Sheaf cohomology for C*-algebras

Topology is the study of topological spaces and continuous deformations, that is, an abstract notion of shape and how it can be deformed without breaking it apart. An example of a topological space is any subset of Euclidean space. In a topological space, there can be global phenomena and very different local ones, those that are only valid in the vicinity of a point in the space. Sheaf theory provides us with tools to control the passage from local to global properties. Sheaf cohomology adds additional techniques of an algebraic (computational) nature and enables us to treat invariants (i.e., properties invariant under deformation) that distinguish between topological spaces which may otherwise be difficult to tell apart from each other. It also connects other cohomology theories with each other and is a highly sophisticated methodology drawing a lot of its strength from Category Theory, a very abstract field of Pure Mathematics.

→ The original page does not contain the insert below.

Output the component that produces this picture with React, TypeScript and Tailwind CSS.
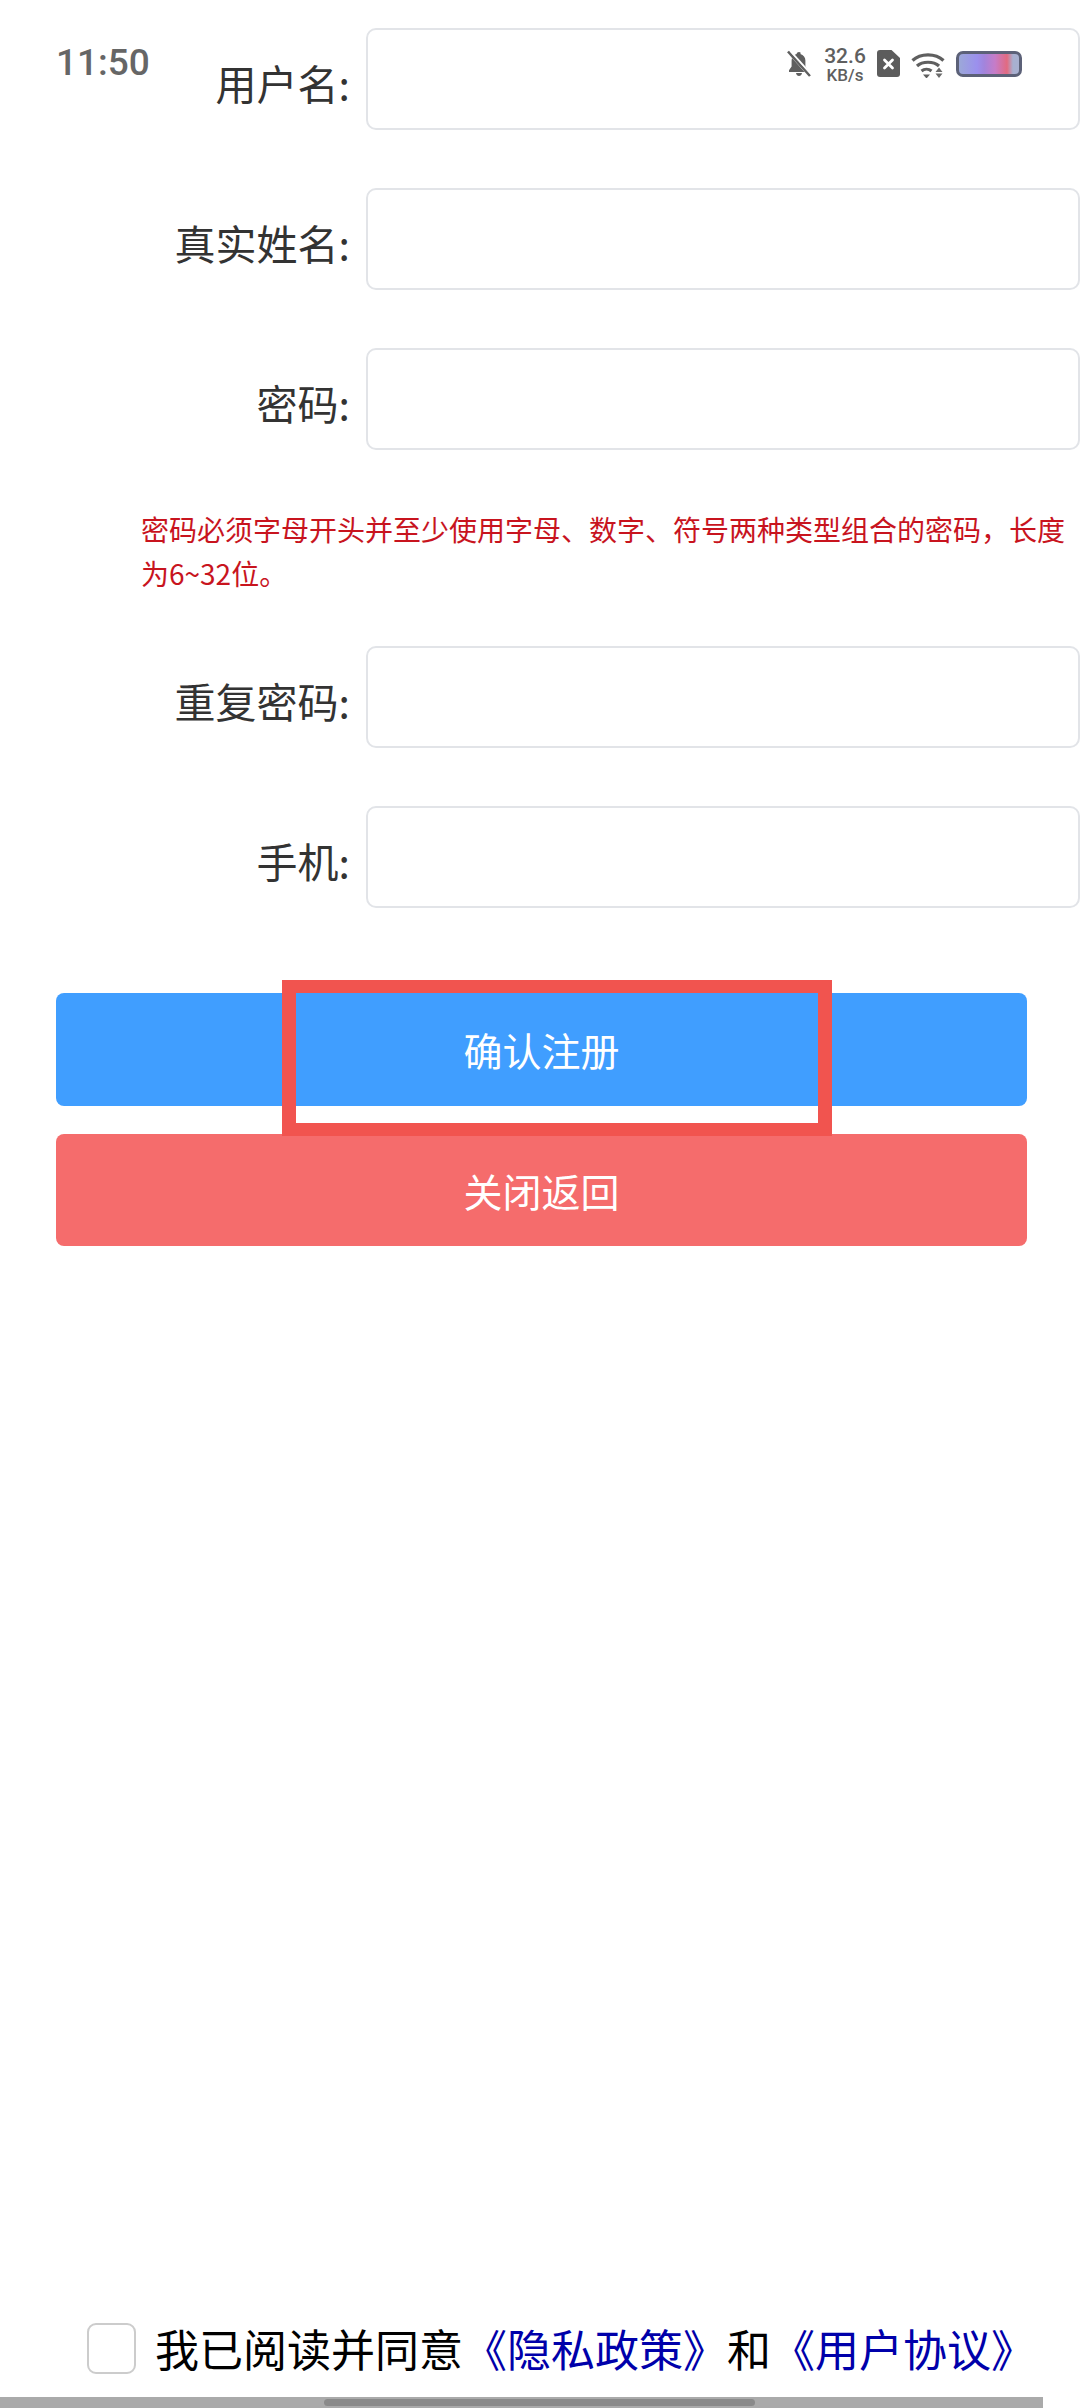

Non-commutative Topology has been in use as the adequate mathematical language for Quantum Physics for some time and has lately found manifold, sometimes unexpected applications in numerous other areas of mathematics, such as Number Theory. The concept of a topological space is replaced by a C*-algebra (a self-adjoint closed subalgebra of the bounded linear operators on Hilbert space), the connections between C*-algebras (the "deformations") are *-homomorphisms or sometimes mappings preserving related structure. Open subsets are replaced by ideals; therefore a sheaf of C*-algebras is well suited to handle the differences between local and global phenomena in this more general setting. Based on the theory of local multipliers, which we developed in collaboration with Pere Ara (Barcelona), stalks of some fundamental examples of these sheaves are by now well understood, the section functors are available, and various important results have been published.

The next, natural step will be to develop a sheaf cohomology theory for C*-algebras which will put us in a position to employ the powerful algebraic tools from Homology Theory. After basic difficulties which arise from the (somewhat typical unpleasant) behaviour of categories of analytic objects have been overcome, we shall obtain new invariants for C*-algebras that, once again, may tell those apart that previously could not be handled (Elliott's programme for non-simple C*-algebras).

The study of any field of modern mathematics adds to the knowledge base of our society. Mathematics is fundamental to all sciences as a language in which concepts and interconnections among these can be expressed, in many situations the only adequate language. The proposed research will provide further insight in mathematical structures that interlink diverse areas such as Algebra, Analysis and Topology. These are used in quite concrete applications to networks, for example, (hence to information and communication technologies) which are modeled by graphs whose properties can be described via associated C*-algebras which in turn need to be understood in depth, for example divided into isomorphism classes for which the project offers new invariants, so-called cohomological dimension. Improved information and communication channels will contribute to economic growth in the UK.